Berbagai literatur tafsir telah ditemukan di Indonesia karena nampaknya tradisi penulisan tafsir Al-Qur’an di Indonesia sebenarnya telah bergerak cukup lama, dengan keragaman teknis penulisan, corak serta bahasa penafsiran.
Tafsir dipandang representatif sejak awal perkembangan Islam sampai periode 1990-an. Dalam rentang waktu yang cukup panjang ini, tentu sudah banyak kitab tafsir yang ditulis oleh para intelektual muslim di Indonesia.
Perlu kita ketahui bahwa tafsir berbahasa Arab tertentu mampu mempertahankan popularitasnya secara di dunia Melayu-Indonesia. Yang paling menonjol di antaranya adalah Tafsir al–Jalalayn, karya Jalal al-Din bin Ahmad al-Mahali (w. 1459) dan Jalal al-Din ‘Abd al-Rahman bin Abi Bakr al-Suyuthi, (w.1505).
Berdasarkan data-data sejarah, pada awal abad ke-16 di Nusantara telah muncul proses penulisan tafsir.
Hal ini dengan ditemukannya naskah Tafsir Surat al–Kahfi ayat sembilan. Hal tersebut menegaskan telah berkembangmya karya-karya tafsir di Indonesia.
Karya-karya yang ditulis orang-orang Indonesia itu ada yang ditulis dalam bahasa Melayu, Jawa, dan Indonesia.
Tafsir ini ditulis secara parsial berdasarkan surah tertentu dan tidak diketahui siapa penulisnya.
Manuskrip naskah tersebut dibawa dari Aceh ke Belanda oleh seorang ahli bahasa Arab dai Belanda, Erpinus (w. 1624), pada awal abad ke-17.
Pada saat ini, manuskrip itu menjadi koleksi Cambride University Library. Diduga, manuskrip ini dibuat pada masa awal pemerintahan Sultan Iskandar Muda (1607-1636), di mana yang menjadi muftinya adalah Syams al-Din al-Sumaterani.

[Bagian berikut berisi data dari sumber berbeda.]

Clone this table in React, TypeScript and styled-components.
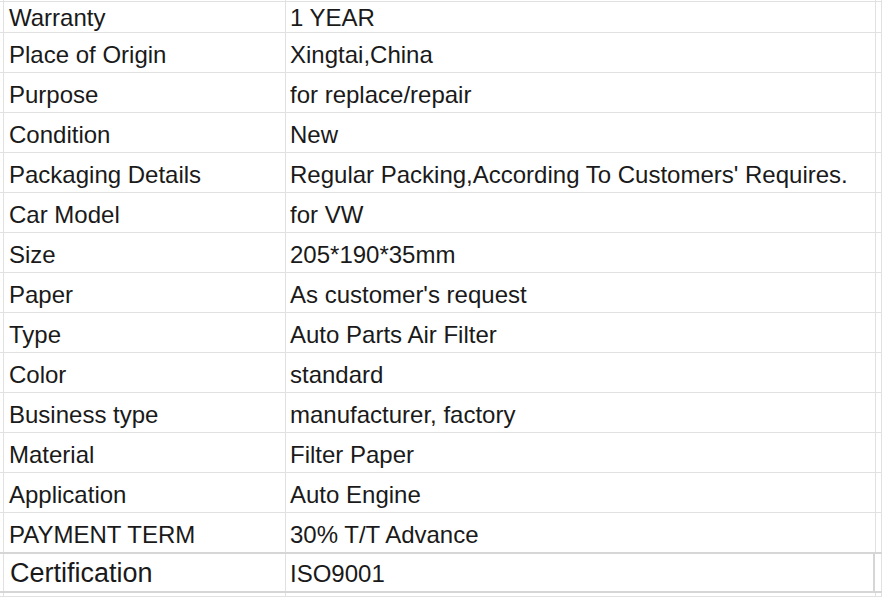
import React from "react";
import styled, { createGlobalStyle } from "styled-components";

const GlobalStyle = createGlobalStyle`
  html, body {
    margin: 0;
    padding: 0;
    background: #ffffff;
  }
  body {
    font-family: "Liberation Sans", Arial, sans-serif;
    overflow: hidden;
  }
`;

const LINE = "#e1e1e1";
const STRONG = "#d6d6d6";

const Sheet = styled.div`
  width: 882px;
  height: 597px;
  overflow: hidden;
  display: flex;
  flex-direction: column;
  color: #1a1a1a;
`;

const Row = styled.div<{ $h: number; $strong?: boolean }>`
  display: flex;
  flex: none;
  height: ${(p) => p.$h}px;
  border-bottom: ${(p) => (p.$strong ? `2px solid ${STRONG}` : `1px solid ${LINE}`)};
  ${(p) => (p.$strong ? `border-top: 2px solid ${STRONG}; margin-top: -1px;` : "")}
`;

const Stub = styled.div`
  flex: none;
  width: 3px;
  border-right: 1px solid ${LINE};
`;

const Cell = styled.div<{ $w: number; $big?: boolean; $pad: number; $top?: number; $strongRight?: boolean }>`
  flex: none;
  box-sizing: border-box;
  width: ${(p) => p.$w}px;
  padding-left: ${(p) => p.$pad}px;
  padding-top: ${(p) => p.$top ?? 0}px;
  display: flex;
  align-items: center;
  border-right: ${(p) => (p.$strongRight ? `2px solid ${STRONG}` : `1px solid ${LINE}`)};
  font-size: ${(p) => (p.$big ? "27px" : "24px")};
  white-space: nowrap;
  overflow: hidden;
`;

const Tail = styled.div`
  flex: 1;
  border-right: 1px solid ${LINE};
`;

const rows: [string, string][] = [
  ["Warranty", "1 YEAR"],
  ["Place of Origin", "Xingtai,China"],
  ["Purpose", "for replace/repair"],
  ["Condition", "New"],
  ["Packaging Details", "Regular Packing,According To Customers' Requires."],
  ["Car Model", "for VW"],
  ["Size", "205*190*35mm"],
  ["Paper", "As customer's request"],
  ["Type", "Auto Parts Air Filter"],
  ["Color", "standard"],
  ["Business type", "manufacturer, factory"],
  ["Material", "Filter Paper"],
  ["Application", "Auto Engine"],
  ["PAYMENT TERM", "30% T/T Advance"],
];

export default function App() {
  return (
    <>
      <GlobalStyle />
      <Sheet>
        <Row $h={1}>
          <Stub />
          <Cell $w={282} $pad={0} />
          <Cell $w={590} $pad={0} />
          <Tail />
        </Row>
        {rows.map(([k, v], i) => {
          const top = i === 0 ? 2 : 4;
          return (
            <Row key={k} $h={i === 0 ? 30 : 39}>
              <Stub />
              <Cell $w={282} $pad={5} $top={top}>{k}</Cell>
              <Cell $w={590} $pad={4} $top={top}>{v}</Cell>
              <Tail />
            </Row>
          );
        })}
        <Row $h={37} $strong>
          <Stub />
          <Cell $w={282} $pad={6} $top={2} $big>Certification</Cell>
          <Cell $w={589} $pad={4} $top={2} $strongRight>ISO9001</Cell>
          <Tail />
        </Row>
        <Row $h={3}>
          <Stub />
          <Cell $w={282} $pad={0} />
          <Cell $w={590} $pad={0} />
          <Tail />
        </Row>
      </Sheet>
    </>
  );
}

Bahkan ada ynag menduga bahwa manuskrip itu dibuat pada masa Sultan ‘Ala al-Din Ri’ayat Syah Sayyi al-Mukammil (1537-1604), dimana mufti kerajaanya adalah Hamzah al-Fansuri.
Apabila dugaan ini benar, aktivitas penafsiran Al-Qur’an berarti bersamaan dengan perkembangan sufisme di Indonesia.
Dengan demikian, pendapat A.H. Johns yang mengatakan bahwa tafsir-tafsir Al-Qur’an relatif terlambat dating ke dunia Melayu-Nusantara, dengan sendirinya terbantahkan.
Tafsir Surat al-Kahfi tersebut, dilihat dari corak atau nuansa tafsir, sangat kental dengan warna sufistik.
Hal ini mencerminkan bahwa penulisnya adalah orang yang mempunyai pandangan spiritual yang tinggi.
Diduga, penulisnya adalah seorang pengikut salah satu tarekat yang mapan pada saat itu di Aceh, yaitu Tarekat Qadariyah.
Rujukan utama tafsir surat al-Kahfi ini adalah ulasan al-Baghawi, Ma’alim al-Tanzil. Dengan demikian dalam hubungannya dengan aktivitas keislaman di Asia Tenggara, ulasan al-Baghawi tersebut sangat penting.
Satu abad kemudian, muncul karya tafsir al-Turjaman al-Mustafid yang ditulis ‘Abd al-Rauf al-Sainkili (1615-1693) yang lengkap 30 juz.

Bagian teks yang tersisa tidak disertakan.